Perhaps they meant no disrespect, but to our ears, the example of marriage they used sounds crass, to say the least. In trying to trick Jesus, they use a law from the Torah that was meant to protect widows: if a woman’s husband dies and they have no children, the next oldest son is required by law to marry her, and give her children. Becoming a widow, and having no legal source of income, without son or husband, most always meant destitution. So the law itself, was a life-giving thing, in that it guarded against poverty. Except that, women were always property of one man or another.
Well it just so happened that there was a famous case in those days about the Jewish populist freedom fighters, the seven Maccabee brothers. They rescued Israel for a time, from the Syrians, who had desecrated and demolished the Temple, but then they were executed for their beliefs, which they refused to renounce. The reason it was such a well-known story, was the fame of the Maccabees. Their liberation of Israel is what the Jews still commemorate in the yearly festival of Hanukkah!
It was the martyrdom of the Maccabees then that fully brought the belief in resurrection, first formulated in the prophets, and especially Daniel, to widespread acceptance. Their inspiration brought to awareness, the belief, that God never lets the people of faith perish. Death is not final, as long as God, the God of the living, has the final word. And so the seven brothers were considered immortal.
So when the Sadducees come to Jesus with no other purpose than to trick him with this well developed biblical trap, they are pretty sure they have him cold. They use the Maccabee story, conscious that this was an example taken directly from the resurrection camp that Jesus was part of, and they would use it against him, and it would make catching him in the trap, all the more delicious. If after seven brothers die, and the woman still dies childless, whose wife will she be in the afterlife, they ask Jesus, laughing into their sleeves?
But Jesus gives that brilliant, though not altogether clear, answer. BTW, Jesus says, there won’t be any marriage in the resurrection! “Indeed they cannot die anymore.” “There will neither be marrying nor giving in marriage.” “They are like angles,” says Jesus.
That part isn’t so hard to understand. But then, Jesus, to answer the Sadducees from the Torah, their own scriptures, about how the resurrection from the dead, was real, cites Moses, the traditional author of the Torah, who at the burning bush called “the Lord… the God of Abraham, the God of Isaac, and the God of Jacob. Now,” says Jesus, “[the Lord God] is God not of the dead, but of the living; for to [God] all of them” – the three Patriarchs – “are alive.”
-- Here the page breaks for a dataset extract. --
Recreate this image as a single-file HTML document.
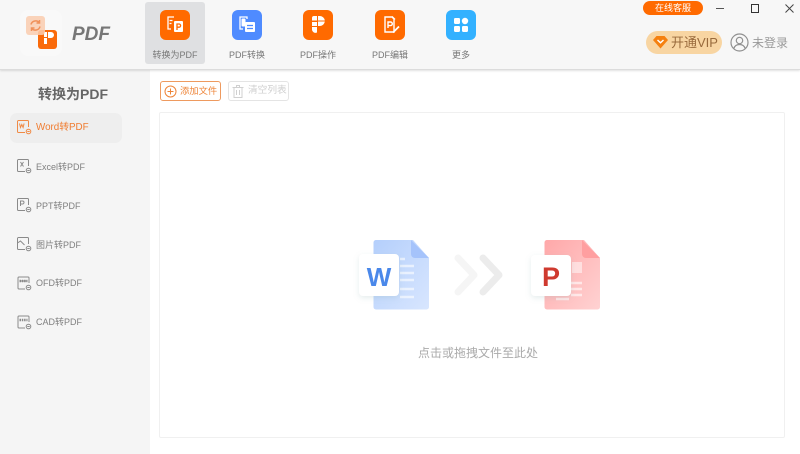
<!DOCTYPE html>
<html lang="zh">
<head>
<meta charset="utf-8">
<title>转换为PDF</title>
<style>
html,body{margin:0;padding:0;width:800px;height:454px;overflow:hidden;background:#fff;font-family:"Liberation Sans","Noto Sans CJK SC",sans-serif}
div,span,svg{position:absolute;box-sizing:border-box}
#head{left:0;top:0;width:800px;height:70px;background:#f7f7f7;border-bottom:1px solid #dcdcdc;box-shadow:0 1px 2px rgba(0,0,0,.12);z-index:3}
#side{left:0;top:70px;width:150px;height:384px;background:#f5f5f5}
.sel{left:145px;top:2px;width:60px;height:62px;background:#dfe0e2;border-radius:3px}
.ic{top:10px;width:30px;height:30px;border-radius:6px;background:#ff6a00}
.lab{top:48px;width:80px;text-align:center;font-size:9px;line-height:14px;color:#777;white-space:nowrap}
.item{left:36px;width:100px;font-size:9px;line-height:14px;color:#808080;white-space:nowrap}
.si{left:16px;width:16px;height:16px}
</style>
</head>
<body>
<div id="side"></div>
<div style="left:38px;top:84px;font-size:14px;line-height:20px;font-weight:bold;color:#666;white-space:nowrap">转换为PDF</div>
<div style="left:10px;top:113px;width:112px;height:30px;background:#eee;border-radius:7px"></div>

<svg class="si" style="top:119px" viewBox="0 0 16 16" fill="none" stroke="#f08a45" stroke-width="1"><path d="M12.500 8V2.500a1 1 0 0 0-1-1h-9a1 1 0 0 0-1 1v10a1 1 0 0 0 1 1H9"/><circle cx="12.500" cy="12.500" r="2.300"/><path d="M11.300 12.500h2.400M3.500 4.500l1 4 1.300-3 1.300 3 1-4"/></svg>
<div class="item" style="top:121px;color:#f07c30;font-size:9.800px">Word转PDF</div>

<svg class="si" style="top:158px" viewBox="0 0 16 16" fill="none" stroke="#8a8a8a" stroke-width="1"><path d="M12.500 8V2.500a1 1 0 0 0-1-1h-9a1 1 0 0 0-1 1v10a1 1 0 0 0 1 1H9"/><circle cx="12.500" cy="12.500" r="2.300"/><path d="M11.300 12.500h2.400M4.500 4l3 4.500M7.500 4l-3 4.500"/></svg>
<div class="item" style="top:160px">Excel转PDF</div>

<svg class="si" style="top:197px" viewBox="0 0 16 16" fill="none" stroke="#8a8a8a" stroke-width="1"><path d="M12.500 8V2.500a1 1 0 0 0-1-1h-9a1 1 0 0 0-1 1v10a1 1 0 0 0 1 1H9"/><circle cx="12.500" cy="12.500" r="2.300"/><path d="M11.300 12.500h2.400M4.500 9V4h2a1.500 1.500 0 0 1 0 3h-2"/></svg>
<div class="item" style="top:199px">PPT转PDF</div>

<svg class="si" style="top:236px" viewBox="0 0 16 16" fill="none" stroke="#8a8a8a" stroke-width="1"><path d="M12.500 8V2.500a1 1 0 0 0-1-1h-9a1 1 0 0 0-1 1v10a1 1 0 0 0 1 1H9"/><circle cx="12.500" cy="12.500" r="2.300"/><path d="M11.300 12.500h2.400M1.500 7l3-2 4 4"/></svg>
<div class="item" style="top:238px">图片转PDF</div>

<svg class="si" style="top:275px" viewBox="0 0 16 16" fill="none" stroke="#8a8a8a" stroke-width="1"><path d="M13 8V3a1 1 0 0 0-1-1H3a1 1 0 0 0-1 1v10a1 1 0 0 0 1 1h6"/><circle cx="12.500" cy="12.500" r="2.300"/><path d="M11.300 12.500h2.400M3.500 6h8" /><path d="M3.500 6h8" stroke-width="2.500" stroke-dasharray="1.500 .8"/></svg>
<div class="item" style="top:276px">OFD转PDF</div>

<svg class="si" style="top:314px" viewBox="0 0 16 16" fill="none" stroke="#8a8a8a" stroke-width="1"><path d="M13 8V3a1 1 0 0 0-1-1H3a1 1 0 0 0-1 1v10a1 1 0 0 0 1 1h6"/><circle cx="12.500" cy="12.500" r="2.300"/><path d="M11.300 12.500h2.400"/><path d="M3.500 6h8" stroke-width="2.500" stroke-dasharray="1.500 .8"/></svg>
<div class="item" style="top:315px">CAD转PDF</div>

<div id="head">
  <div style="left:20px;top:10px;width:42px;height:46px;background:#f9f9f9;border-radius:8px"></div>
  <div style="left:38px;top:30px;width:19px;height:19px;background:#fa6a0a;border-radius:3px"></div>
  <svg style="left:42px;top:31px;width:12px;height:16px" viewBox="0 0 12 16"><path d="M2 1h3v5H2zM6 1h3a3 3 0 0 1 0 6H6zM2 7h3v6H2z" fill="#fff"/></svg>
  <div style="left:26px;top:16px;width:19px;height:19px;background:rgba(250,205,175,.85);border-radius:3px"></div>
  <svg style="left:28px;top:18px;width:15px;height:15px" viewBox="0 0 15 15" fill="none" stroke="#f0915a" stroke-width="1.500"><path d="M3 6.500a4.700 4.700 0 0 1 8.500-1.500M12 8.500a4.700 4.700 0 0 1-8.500 1.500M11.500 2v3h-3M3.500 13v-3h3"/></svg>
  <div style="left:72px;top:23px;font-size:19px;line-height:23px;font-weight:bold;font-style:italic;color:#777">PDF</div>

  <div class="sel"></div>
  <div class="ic" style="left:160px"></div>
  <svg style="left:166px;top:15px;width:19px;height:20px" viewBox="0 0 19 20" fill="none" stroke="#fff" stroke-width="1.300"><path d="M8 2H2v12h3M3.500 5.500h3M3.500 8.500h2"/><rect x="8" y="6" width="9" height="11" rx="1" fill="#fff" stroke="none"/><path d="M11 15V9h2a1.500 1.500 0 0 1 0 3.200h-2" stroke="#ff6a00"/></svg>
  <div class="lab" style="left:135px;top:48px">转换为PDF</div>

  <div class="ic" style="left:232px;background:#4f8bff"></div>
  <svg style="left:238px;top:15px;width:19px;height:20px" viewBox="0 0 19 20" fill="none" stroke="#fff" stroke-width="1.300"><path d="M9 4V2H2v12h3"/><rect x="7" y="7" width="10" height="10" rx="1" fill="#fff" stroke="none"/><path d="M9 10.500h6M9 13.500h6" stroke="#4f8bff"/><rect x="3.500" y="3.500" width="4" height="8" rx="1" fill="#fff" stroke="none"/></svg>
  <div class="lab" style="left:207px">PDF转换</div>

  <div class="ic" style="left:303px"></div>
  <svg style="left:311px;top:15px;width:15px;height:20px" viewBox="0 0 15 20"><path d="M1 7h5v4H1zM1 12h5v5.500a3.500 3.500 0 0 1-5-3zM7 1h2a5 5 0 0 1 4.800 4.500H7zM7 6.500h6.800A5 5 0 0 1 9 11H7zM3 1h3v4.500H1V3a2 2 0 0 1 2-2z" fill="#fff"/></svg>
  <div class="lab" style="left:278px">PDF操作</div>

  <div class="ic" style="left:375px"></div>
  <svg style="left:381px;top:15px;width:20px;height:20px" viewBox="0 0 20 20" fill="none" stroke="#fff" stroke-width="1.400"><path d="M11 2H4v15h9V4zM11 1.500L14 4.500"/><path d="M7 13V7h2.500a1.800 1.800 0 0 1 0 3.600H7"/><path d="M12 17.500l6-6" stroke-width="1.800"/></svg>
  <div class="lab" style="left:350px">PDF编辑</div>

  <div class="ic" style="left:446px;background:#33b1ff"></div>
  <svg style="left:453px;top:17px;width:16px;height:16px" viewBox="0 0 16 16" fill="#fff"><rect x="1" y="1" width="6" height="6" rx="1.200"/><rect x="9" y="9" width="6" height="6" rx="1.200"/><rect x="1" y="9" width="6" height="6" rx="1.200"/><circle cx="12" cy="4" r="3.200"/></svg>
  <div class="lab" style="left:421px">更多</div>

  <div style="left:643px;top:1px;width:60px;height:14px;background:#ff6a00;border-radius:7px;color:#fff;font-size:9px;line-height:14px;text-align:center;white-space:nowrap">在线客服</div>
  <div style="left:716px;top:8px;width:8px;height:1px;background:#555"></div>
  <div style="left:751px;top:4px;width:8px;height:9px;border:1px solid #333"></div>
  <svg style="left:785px;top:4px;width:9px;height:9px" viewBox="0 0 9 9" stroke="#444" fill="none"><path d="M.5.500l8 8M8.500.500l-8 8"/></svg>

  <div style="left:646px;top:31px;width:76px;height:23px;background:#f8d5a2;border-radius:12px"></div>
  <svg style="left:653px;top:35px;width:15px;height:14px" viewBox="0 0 15 14"><path d="M3.500 1h8L15 5l-7.500 8.500L0 5z" fill="#f5800f"/><path d="M4.500 5l3 2.800 3-2.800" fill="none" stroke="#fff" stroke-width="1.400"/></svg>
  <div style="left:671px;top:34px;font-size:13px;line-height:18px;color:#996a3c;white-space:nowrap">开通VIP</div>
  <svg style="left:730px;top:33px;width:19px;height:19px" viewBox="0 0 19 19" fill="none" stroke="#909090" stroke-width="1.200"><circle cx="9.500" cy="9.500" r="8.500"/><circle cx="9.500" cy="7.500" r="3.200"/><path d="M3.800 15.500c1-3 3-4 5.700-4s4.700 1 5.700 4"/></svg>
  <div style="left:752px;top:35px;font-size:12px;line-height:16px;color:#999;white-space:nowrap">未登录</div>
</div>

<div style="left:160px;top:81px;width:61px;height:20px;border:1px solid #ee9a5f;border-radius:3px"></div>
<svg style="left:164px;top:85px;width:13px;height:13px" viewBox="0 0 13 13" fill="none" stroke="#ee8438"><circle cx="6.500" cy="6.500" r="5.500"/><path d="M3.500 6.500h6M6.500 3.500v6"/></svg>
<div style="left:180px;top:84px;font-size:9.300px;line-height:14px;color:#ee8438;white-space:nowrap">添加文件</div>

<div style="left:228px;top:81px;width:61px;height:20px;border:1px solid #e4e4e4;border-radius:3px"></div>
<svg style="left:232px;top:85px;width:12px;height:13px" viewBox="0 0 12 13" fill="none" stroke="#d0d0d0"><path d="M.5 2.500h11M4.500 2.500v-2h3v2M2 2.500v10h8v-10M4.500 5v5M7.500 5v5"/></svg>
<div style="left:248px;top:84px;font-size:9.700px;line-height:14px;color:#cfcfcf;white-space:nowrap">清空列表</div>

<div style="left:159px;top:112px;width:626px;height:326px;border:1px solid #f0f0f0;border-radius:2px"></div>

<svg style="left:350px;top:230px;width:260px;height:90px" viewBox="0 0 260 90">
<defs>
<linearGradient id="b" x1="0" y1="0" x2="1" y2="1"><stop offset="0" stop-color="#b4cffc"/><stop offset="1" stop-color="#d8e6fe"/></linearGradient>
<linearGradient id="r" x1="0" y1="0" x2="1" y2="1"><stop offset="0" stop-color="#ffa8a9"/><stop offset="1" stop-color="#ffd2d2"/></linearGradient>
<filter id="s" x="-30%" y="-30%" width="160%" height="160%"><feDropShadow dx="0" dy="2" stdDeviation="3" flood-color="#8aa" flood-opacity=".22"/></filter>
</defs>
<path d="M26 10h37l16 18v49a2.500 2.500 0 0 1-2.500 2.500H26a2.500 2.500 0 0 1-2.500-2.500V12.500A2.500 2.500 0 0 1 26 10z" fill="url(#b)"/>
<path d="M61 10l18 18H65a4 4 0 0 1-4-4z" fill="#a5c3fb"/>
<path d="M50 29h5M50 36h14M50 43h14M50 50h14M50 59h14M50 67h14" stroke="#fff" stroke-opacity=".6" stroke-width="2.500"/>
<rect x="9" y="24" width="40" height="42" rx="4" fill="#fff" filter="url(#s)"/>
<text x="29" y="56" text-anchor="middle" font-family="Liberation Sans" font-weight="bold" font-size="26" fill="#4a88ea">W</text>
<path d="M108 28l16 17-16 17" fill="none" stroke="#f5f5f5" stroke-width="7" stroke-linecap="round" stroke-linejoin="round"/>
<path d="M133 28l16 17-16 17" fill="none" stroke="#ececec" stroke-width="7" stroke-linecap="round" stroke-linejoin="round"/>
<path d="M197 10h37l16 18v49a2.500 2.500 0 0 1-2.500 2.500H197a2.500 2.500 0 0 1-2.500-2.500V12.500A2.500 2.500 0 0 1 197 10z" fill="url(#r)"/>
<path d="M232 10l18 18h-14a4 4 0 0 1-4-4z" fill="#ff9fa0"/>
<path d="M222 32h10v11h-10z" fill="#fff" fill-opacity=".5"/>
<path d="M221 53h11M221 59h11M221 65h11M206 69h13" stroke="#fff" stroke-opacity=".6" stroke-width="2.500"/>
<rect x="181" y="25" width="40" height="41" rx="4" fill="#fff" filter="url(#s)"/>
<text x="201" y="56" text-anchor="middle" font-family="Liberation Sans" font-weight="bold" font-size="27" fill="#cf3a2f">P</text>
</svg>

<div style="left:378px;top:344px;width:200px;text-align:center;font-size:12px;line-height:18px;color:#aaa;white-space:nowrap">点击或拖拽文件至此处</div>
</body>
</html>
It’s not all that clear at first what Jesus is saying. Not only has he reframed the Sadducees question in his own terms, but he is talking about things we always have a hard time processing: resurrection from the dead; angels; and the age to come. But they are of first importance for understanding our faith, here and now. Jesus came to announce and enact, that the realm of God and resurrection life, was now being revealed and initiated, in him. As the anointed one of God, “Jesus was able to imagine God in such a way that his whole vision was colored by God as radically alive… as in no way shaded by death.” Jesus gave us “an indication of the sort of power which characterizes God… This ‘power,’ this quality which God always is, is that of being completely and entirely alive, living without any reference to death. There is no death in God,” as theologian James Alison has said (Raising Abel, James Alison, chapter 2).
Like the Sadducees, we are often slow to understand the realm of God that has dawned in the resurrection life of Jesus. We tend to fall back on the rules and the scriptures of old, because we lose our edge, lose touch with the living power of the Spirit that is calling us from the burning bush. We not only are bound by this world of death, we think we can escape it, simply by ignoring it’s unpleasant reminders, as if we can just leave out the word ‘death’ from our promises and vows, and thereby, have life.
These are not easy times for people of faith in this rapidly changing world. Who are we in this post-modern world, this relativistic time? So much has been revealed, and yet, the wool is pulled over our eyes in ever new ways. What is faith when it is not handed to us by our parents at birth? What is church and membership in this age of decline? How is integration of cultures and races in the church the same or different than in the world? Is this space sacred when Mozart and Merlot is served up, or when the Chicago Chamber Choir or the Unity Players perform here? What does sacred place mean?
So, we definitely have our own issues! One thing we can learn today, from Luke’s gospel, is that trying to trick one another, trying to prove one another wrong to win and puff ourselves up, is not very Jesus-like.
And so, that’s why I’m excited to work with Partners for Sacred Places, who is putting on our workshop, New Dollars, New Partners, next Saturday. They do not have all the answers to these questions. But they understand the practical and theological arguments, and are finding creative and spirit filled ways to address them. And so, more than most, I think they are able to help us continue the conversation and planning we have been having, here in this place, about our Vision for Unity.
God is the God of the living, calling us closer, calling us home, calling us forward into an always unknown future. That’s no trick. And we know, as a people of faith, that we often have to pass through death, on our way to resurrection and new life. But there, God has already been waiting for us, just as we are confident, God is here now, walking by our side, “until death do us part.”